━━━ DATA EXTRACT

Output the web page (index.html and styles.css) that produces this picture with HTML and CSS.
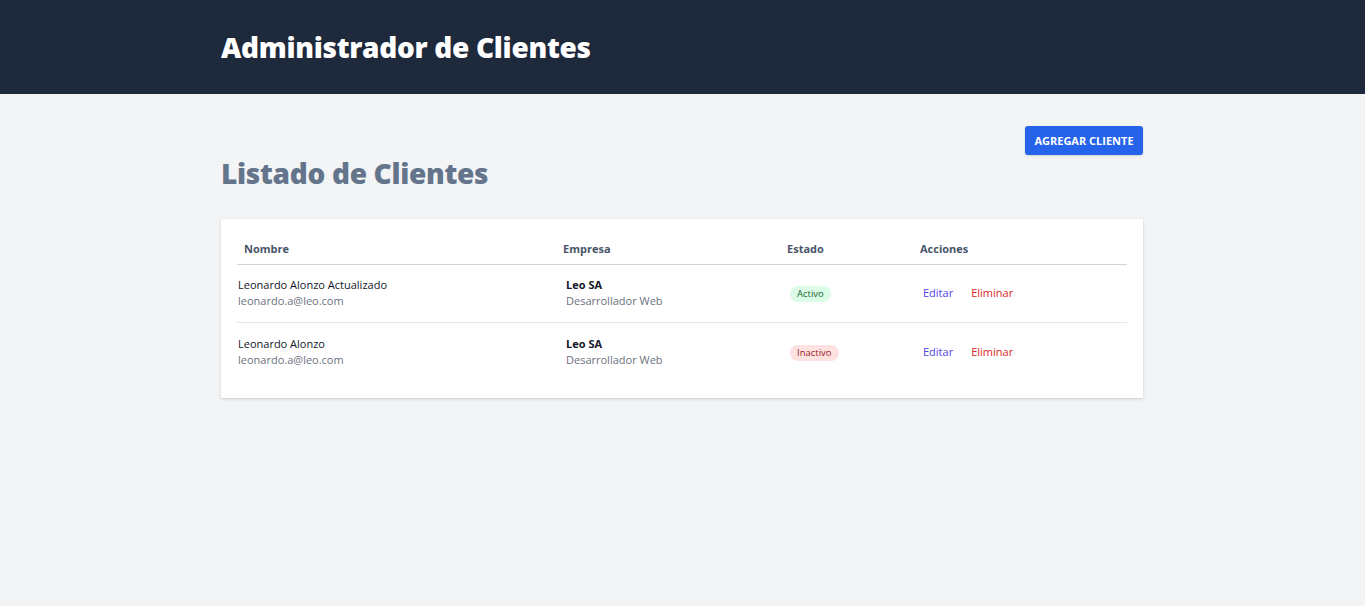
FILE: index.html
```html
<!DOCTYPE html>
<html lang="es">
<head>
<meta charset="utf-8">
<title>Administrador de Clientes</title>
<link rel="stylesheet" href="styles.css">
</head>
<body>
<header class="topbar">
  <div class="container">
    <h1 class="brand">Administrador de Clientes</h1>
  </div>
</header>
<main class="container main">
  <div class="toolbar">
    <button class="btn-add">AGREGAR CLIENTE</button>
  </div>
  <h2 class="page-title">Listado de Clientes</h2>
  <div class="card">
    <table class="clients">
      <colgroup>
        <col class="c-name"><col class="c-company"><col class="c-state"><col class="c-actions">
      </colgroup>
      <thead>
        <tr>
          <th>Nombre</th>
          <th>Empresa</th>
          <th>Estado</th>
          <th>Acciones</th>
        </tr>
      </thead>
      <tbody>
        <tr>
          <td class="cell-name">
            <div class="name">Leonardo Alonzo Actualizado</div>
            <div class="sub">leonardo.a@leo.com</div>
          </td>
          <td class="cell">
            <div class="company">Leo SA</div>
            <div class="sub">Desarrollador Web</div>
          </td>
          <td class="cell"><span class="badge badge-on">Activo</span></td>
          <td class="cell"><a class="link-edit">Editar</a><a class="link-del">Eliminar</a></td>
        </tr>
        <tr>
          <td class="cell-name">
            <div class="name">Leonardo Alonzo</div>
            <div class="sub">leonardo.a@leo.com</div>
          </td>
          <td class="cell">
            <div class="company">Leo SA</div>
            <div class="sub">Desarrollador Web</div>
          </td>
          <td class="cell"><span class="badge badge-off">Inactivo</span></td>
          <td class="cell"><a class="link-edit">Editar</a><a class="link-del">Eliminar</a></td>
        </tr>
      </tbody>
    </table>
  </div>
</main>
</body>
</html>
```
FILE: styles.css
```css
* { box-sizing: border-box; }
html, body { margin: 0; padding: 0; }
body {
  background: #f3f4f6;
  font-family: "Open Sans", "Noto Sans", sans-serif;
  color: #111827;
  min-height: 606px;
}
.container {
  width: 922px;
  margin-left: calc(50% - 461.5px);
  margin-right: auto;
}
.topbar {
  background: #1e293b;
  height: 94px;
  display: flex;
  align-items: center;
}
.brand {
  margin: 0;
  color: #fff;
  font-family: "Open Sans", sans-serif;
  font-weight: 800;
  font-size: 28px;
  line-height: 36px;
  letter-spacing: -0.3px;
}
.main { padding-top: 32px; }
.toolbar {
  display: flex;
  justify-content: flex-end;
}
.btn-add {
  background: #2563eb;
  color: #fff;
  border: 0;
  border-radius: 3px;
  height: 29px;
  width: 118px;
  font-family: "Open Sans", sans-serif;
  font-weight: 700;
  font-size: 11px;
  box-shadow: 0 1px 2px rgba(0,0,0,.15);
  padding: 0;
}
.page-title {
  margin: 0;
  color: #64748b;
  font-family: "Open Sans", sans-serif;
  font-weight: 800;
  font-size: 28px;
  line-height: 36px;
  letter-spacing: -0.3px;
}
.card {
  margin-top: 28px;
  background: #fff;
  box-shadow: 0 1px 3px rgba(0,0,0,.12), 0 1px 2px rgba(0,0,0,.06);
  padding: 15px 16px 17px;
}
.clients {
  width: 100%;
  border-collapse: collapse;
  table-layout: fixed;
}
.c-name { width: 319px; }
.c-company { width: 224px; }
.c-state { width: 133px; }
.c-actions { width: auto; }
.clients th {
  text-align: left;
  font-size: 11px;
  line-height: 16px;
  font-weight: 700;
  color: #475569;
  padding: 7px 7px 7px;
  border-bottom: 1px solid #d1d5db;
}
.clients td {
  vertical-align: middle;
  font-size: 11px;
  line-height: 16px;
  padding: 12px 10px 13px;
  border-bottom: 1px solid #e5e7eb;
}
.clients tbody tr:last-child td { border-bottom: 0; padding-top: 13px; }
.clients td.cell-name { padding-left: 1px; }
.name, .company {
  font-size: 11px;
  line-height: 16px;
  color: #111827;
}
.company { font-weight: 700; }
.sub {
  font-size: 11px;
  line-height: 16px;
  color: #6b7280;
}
.badge {
  display: inline-block;
  vertical-align: middle;
  font-size: 9.5px;
  line-height: 16px;
  padding: 0 7px;
  border-radius: 9px;
}
.badge-on { background: #dcfce7; color: #166534; }
.badge-off { background: #fee2e2; color: #991b1b; }
.link-edit, .link-del {
  font-size: 11px;
  cursor: pointer;
}
.link-edit { color: #4f46e5; margin-right: 18px; }
.link-del { color: #dc2626; }
```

━━━━━━

WHAT THE TASK REQUIRES —
Reproduce the material above in full and without alteration, but skip all pictures.

PROBLEM SOLUTION —
Output the web page (index.html and styles.css) that produces this picture with HTML and CSS.
FILE: index.html
```html
<!DOCTYPE html>
<html lang="es">
<head>
<meta charset="utf-8">
<title>Administrador de Clientes</title>
<link rel="stylesheet" href="styles.css">
</head>
<body>
<header class="topbar">
  <div class="container">
    <h1 class="brand">Administrador de Clientes</h1>
  </div>
</header>
<main class="container main">
  <div class="toolbar">
    <button class="btn-add">AGREGAR CLIENTE</button>
  </div>
  <h2 class="page-title">Listado de Clientes</h2>
  <div class="card">
    <table class="clients">
      <colgroup>
        <col class="c-name"><col class="c-company"><col class="c-state"><col class="c-actions">
      </colgroup>
      <thead>
        <tr>
          <th>Nombre</th>
          <th>Empresa</th>
          <th>Estado</th>
          <th>Acciones</th>
        </tr>
      </thead>
      <tbody>
        <tr>
          <td class="cell-name">
            <div class="name">Leonardo Alonzo Actualizado</div>
            <div class="sub">leonardo.a@leo.com</div>
          </td>
          <td class="cell">
            <div class="company">Leo SA</div>
            <div class="sub">Desarrollador Web</div>
          </td>
          <td class="cell"><span class="badge badge-on">Activo</span></td>
          <td class="cell"><a class="link-edit">Editar</a><a class="link-del">Eliminar</a></td>
        </tr>
        <tr>
          <td class="cell-name">
            <div class="name">Leonardo Alonzo</div>
            <div class="sub">leonardo.a@leo.com</div>
          </td>
          <td class="cell">
            <div class="company">Leo SA</div>
            <div class="sub">Desarrollador Web</div>
          </td>
          <td class="cell"><span class="badge badge-off">Inactivo</span></td>
          <td class="cell"><a class="link-edit">Editar</a><a class="link-del">Eliminar</a></td>
        </tr>
      </tbody>
    </table>
  </div>
</main>
</body>
</html>
```
FILE: styles.css
```css
* { box-sizing: border-box; }
html, body { margin: 0; padding: 0; }
body {
  background: #f3f4f6;
  font-family: "Open Sans", "Noto Sans", sans-serif;
  color: #111827;
  min-height: 606px;
}
.container {
  width: 922px;
  margin-left: calc(50% - 461.5px);
  margin-right: auto;
}
.topbar {
  background: #1e293b;
  height: 94px;
  display: flex;
  align-items: center;
}
.brand {
  margin: 0;
  color: #fff;
  font-family: "Open Sans", sans-serif;
  font-weight: 800;
  font-size: 28px;
  line-height: 36px;
  letter-spacing: -0.3px;
}
.main { padding-top: 32px; }
.toolbar {
  display: flex;
  justify-content: flex-end;
}
.btn-add {
  background: #2563eb;
  color: #fff;
  border: 0;
  border-radius: 3px;
  height: 29px;
  width: 118px;
  font-family: "Open Sans", sans-serif;
  font-weight: 700;
  font-size: 11px;
  box-shadow: 0 1px 2px rgba(0,0,0,.15);
  padding: 0;
}
.page-title {
  margin: 0;
  color: #64748b;
  font-family: "Open Sans", sans-serif;
  font-weight: 800;
  font-size: 28px;
  line-height: 36px;
  letter-spacing: -0.3px;
}
.card {
  margin-top: 28px;
  background: #fff;
  box-shadow: 0 1px 3px rgba(0,0,0,.12), 0 1px 2px rgba(0,0,0,.06);
  padding: 15px 16px 17px;
}
.clients {
  width: 100%;
  border-collapse: collapse;
  table-layout: fixed;
}
.c-name { width: 319px; }
.c-company { width: 224px; }
.c-state { width: 133px; }
.c-actions { width: auto; }
.clients th {
  text-align: left;
  font-size: 11px;
  line-height: 16px;
  font-weight: 700;
  color: #475569;
  padding: 7px 7px 7px;
  border-bottom: 1px solid #d1d5db;
}
.clients td {
  vertical-align: middle;
  font-size: 11px;
  line-height: 16px;
  padding: 12px 10px 13px;
  border-bottom: 1px solid #e5e7eb;
}
.clients tbody tr:last-child td { border-bottom: 0; padding-top: 13px; }
.clients td.cell-name { padding-left: 1px; }
.name, .company {
  font-size: 11px;
  line-height: 16px;
  color: #111827;
}
.company { font-weight: 700; }
.sub {
  font-size: 11px;
  line-height: 16px;
  color: #6b7280;
}
.badge {
  display: inline-block;
  vertical-align: middle;
  font-size: 9.5px;
  line-height: 16px;
  padding: 0 7px;
  border-radius: 9px;
}
.badge-on { background: #dcfce7; color: #166534; }
.badge-off { background: #fee2e2; color: #991b1b; }
.link-edit, .link-del {
  font-size: 11px;
  cursor: pointer;
}
.link-edit { color: #4f46e5; margin-right: 18px; }
.link-del { color: #dc2626; }
```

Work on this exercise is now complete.